Stripe Connect Analytics for Platforms
Complete guide to stripe connect analytics for platforms. Learn best practices, implementation strategies, and optimization techniques for SaaS businesses.

Natalie Reid
Technical Integration Specialist
Natalie specializes in payment system integrations and troubleshooting, helping businesses resolve complex billing and data synchronization issues.
Based on our analysis of hundreds of SaaS companies, stripe Connect powers marketplace and platform businesses, but its analytics complexity catches many teams off guard. With connected accounts, application fees, transfers, and multiple money flows, standard revenue metrics don't apply cleanly. According to Stripe, over 1 million businesses use Connect, yet most platform operators struggle to get unified analytics across their ecosystem. The challenge is fundamental: Connect's flexibility in account structures (Standard, Express, Custom) and charge types (direct, destination, SCT) creates data complexity that native Stripe Dashboard can't fully address. This guide covers how to build comprehensive analytics for Connect platforms, including platform revenue metrics, connected account health monitoring, and the technical implementation patterns that make unified reporting possible.
Understanding Stripe Connect Data Model
Account Type Implications
Standard accounts: Connected accounts manage their own Stripe Dashboard. Platform has limited data visibility—primarily application fees and payouts. Express accounts: Streamlined onboarding, platform handles most operations. Better data access via API. Custom accounts: Full platform control, complete data access, but highest compliance responsibility. Your account type choice determines analytics capabilities.
Charge Type Data Flows
Direct charges: Payment hits connected account first, platform receives application fee. Transaction appears in connected account's records. Destination charges: Payment hits platform first, automatically transfers to connected account. Transaction in platform records with transfer references. Separate charges and transfers (SCT): Most complex—payment on platform, manual transfers to connected accounts. Complete platform control and visibility.
Money Movement Tracking
Track: gross payment amount, Stripe processing fees, platform application fees, connected account net payout. For destination charges and SCT, also track: transfer amounts, transfer timing, transfer failures. Money doesn't always move synchronously—payouts have their own timeline.
Entity Relationships
Core entities: Platform account, connected accounts, customers (platform-level or connected account-level), payment intents/charges, transfers, application fees, payouts.

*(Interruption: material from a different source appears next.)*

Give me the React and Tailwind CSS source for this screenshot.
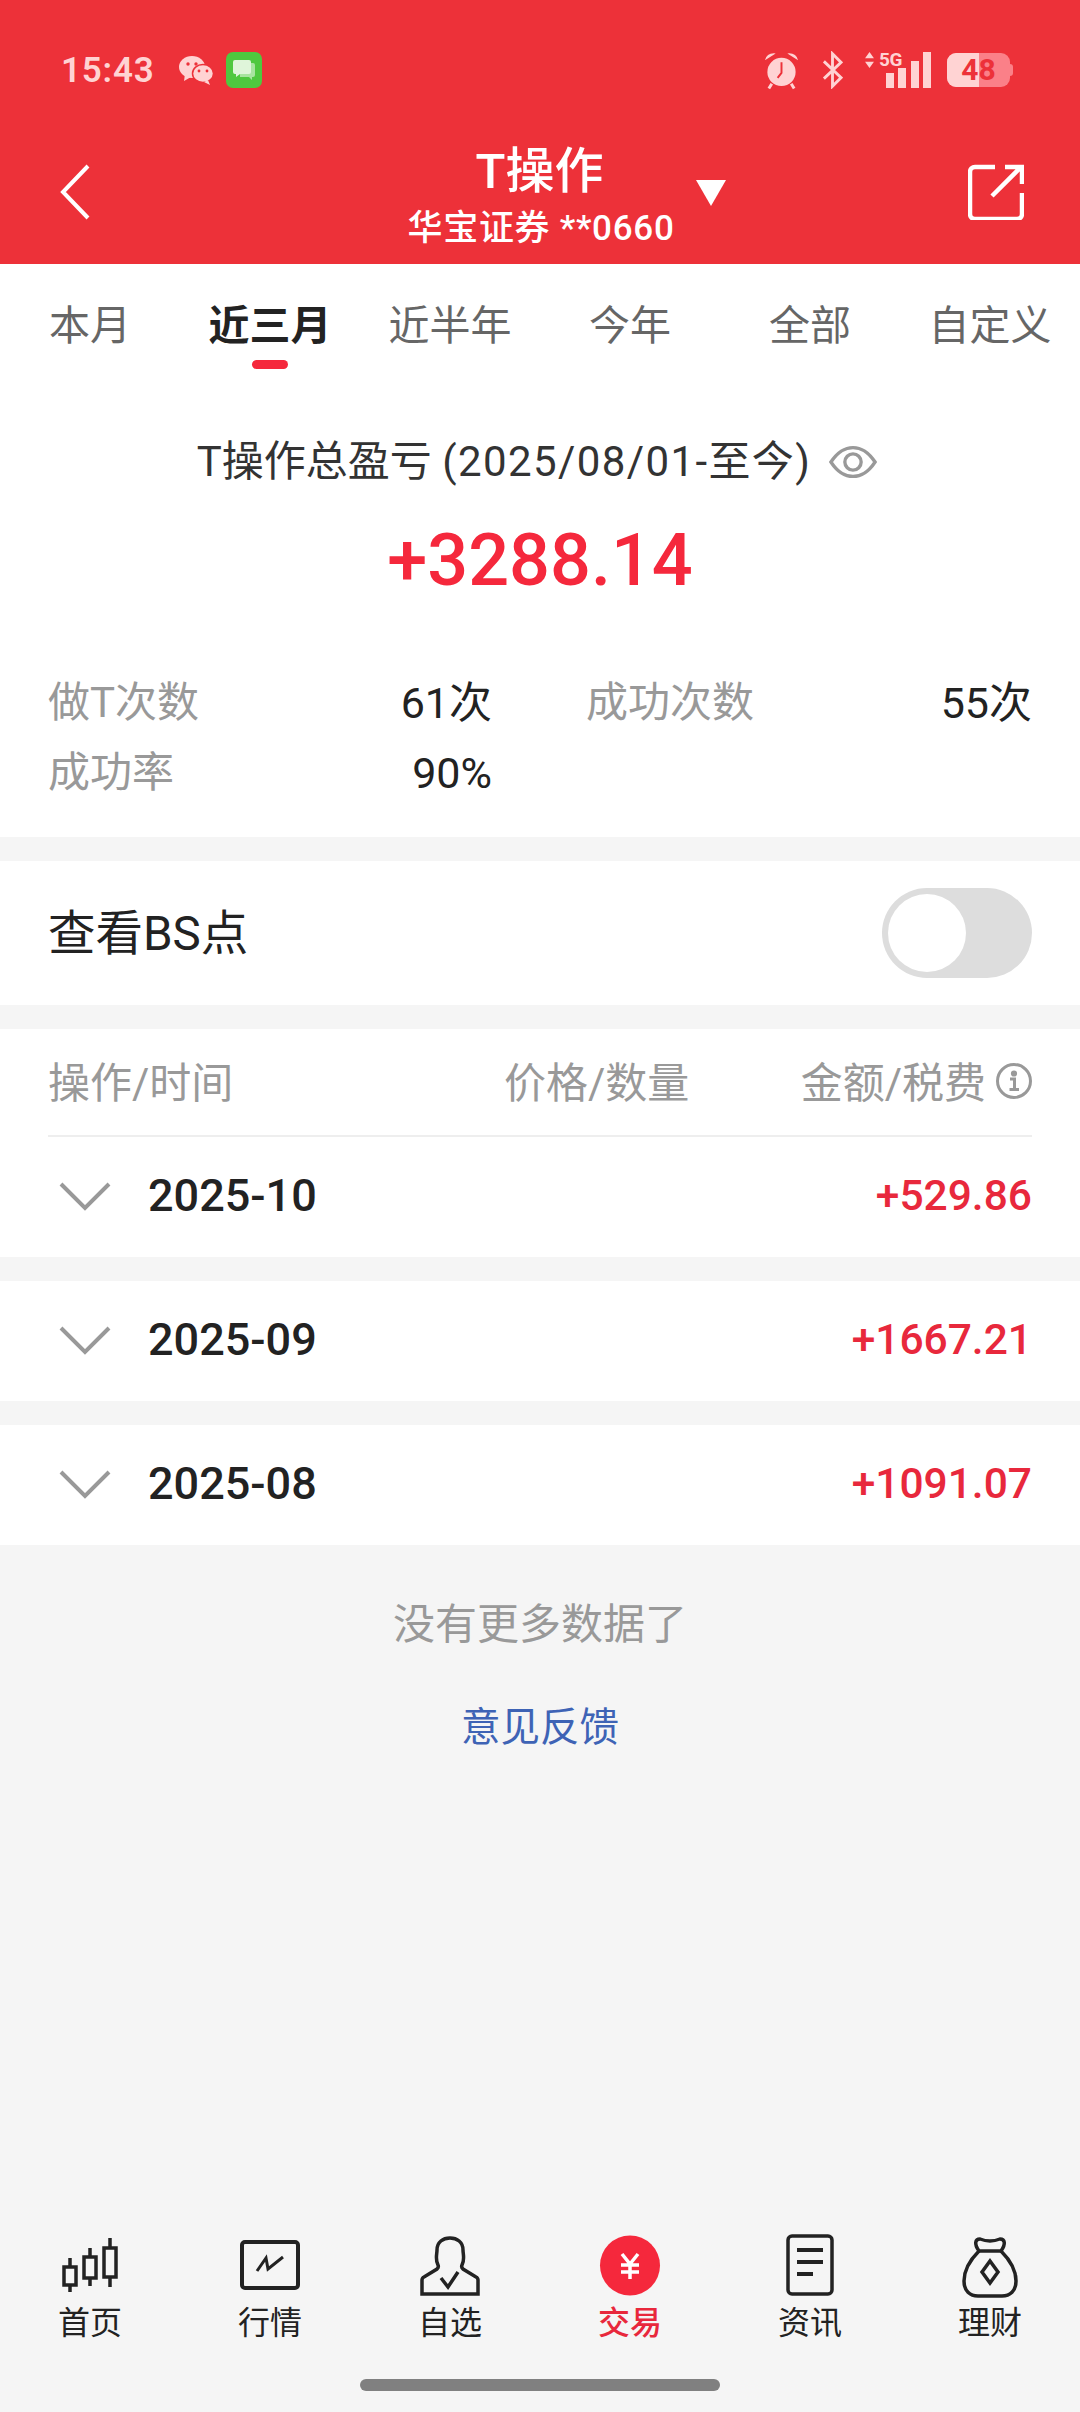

Understand which entities belong to which account and how they reference each other. This relationship graph is foundation for all analytics queries.
Data Access Reality
Platform access to connected account data depends on account type and permissions. Standard accounts provide least visibility. For complete analytics, Express or Custom accounts are typically required.
Platform Revenue Metrics
Gross Merchandise Volume (GMV)
Total transaction value flowing through your platform—the baseline metric for marketplaces. Calculate: sum of all successful charge amounts across connected accounts. Track: GMV growth rate, GMV by connected account, GMV by category/vertical. GMV isn't your revenue, but it's the pool from which your revenue derives.
Platform Revenue (Take Rate)
Your actual revenue: application fees collected from transactions. Take rate = platform revenue / GMV. Typical marketplace take rates: 5-25% depending on value provided. Track take rate trends—declining take rate might indicate pricing pressure or mix shift toward lower-margin categories.
Revenue by Source
Break down platform revenue: application fees on transactions, subscription fees from connected accounts (if you charge them), premium feature upsells, payment processing markup (if you add margin to Stripe fees). Understanding revenue mix informs pricing strategy and product investment.
Net Revenue After Costs
Platform costs include: Stripe platform fees, support costs, fraud losses (if platform bears risk), refund handling. Net platform revenue = gross platform revenue - platform costs. This is your true margin—the number that matters for profitability analysis.
Take Rate Optimization
Many platforms leave money on table with flat take rates. Consider: tiered take rates by volume, category-specific pricing, premium placement fees, transaction-based vs subscription-based pricing based on connected account preferences.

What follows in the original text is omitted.